The delay-adjusted cancer incidence rates decreased slightly in the past 5 years (2006 to 2010) in men (0.6% per year) and remained stable in women.
Study results also show that 585,720 cancer deaths, which is equivalent to about 1,600 deaths per day, are projected for the United States in 2014. More than one-quarter of all cancer deaths will be attributable to lung cancer, according to the researchers.
However, rates of cancer mortality have been declined during the past 5 years. For men and women, cancer death rates decreased by 1.8% and 1.4% per year, respectively. Additionally, the combined cancer death rate has been decreasing steadily for two decades, with a 20% decrease noted from 1991 to 2010, representing approximately 1,340,400 cancer deaths avoided during this time period.
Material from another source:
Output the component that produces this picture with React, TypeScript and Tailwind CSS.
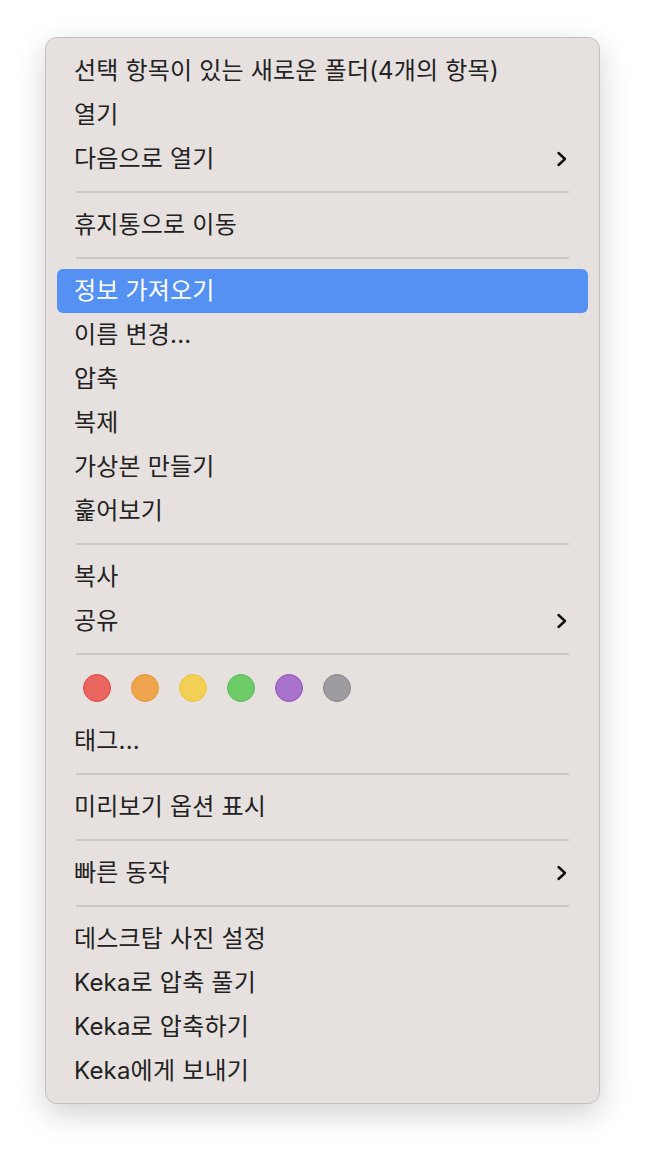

Continued declines in death rates for the four major cancer site are primarily responsible for these decreases, according to the researchers. During the past 50 years, the lung cancer death rate has dropped 34% from 1991 to 2010 among men and 9% from 2002 to 2010 among women. Moreover, breast, prostate, and colorectal cancer deaths have decreased from peak rates by 34%, 45%, and 46%, respectively.
Considerable differences were seen in the magnitude of the decline in cancer death rates with age, sex, and race, ranging from no decrease among white women aged 80 years and older to a 55% decrease among 40- to 49-year-old black men.
“Further progress can be accelerated by applying existing cancer control knowledge across all segments of the population,” the researchers wrote.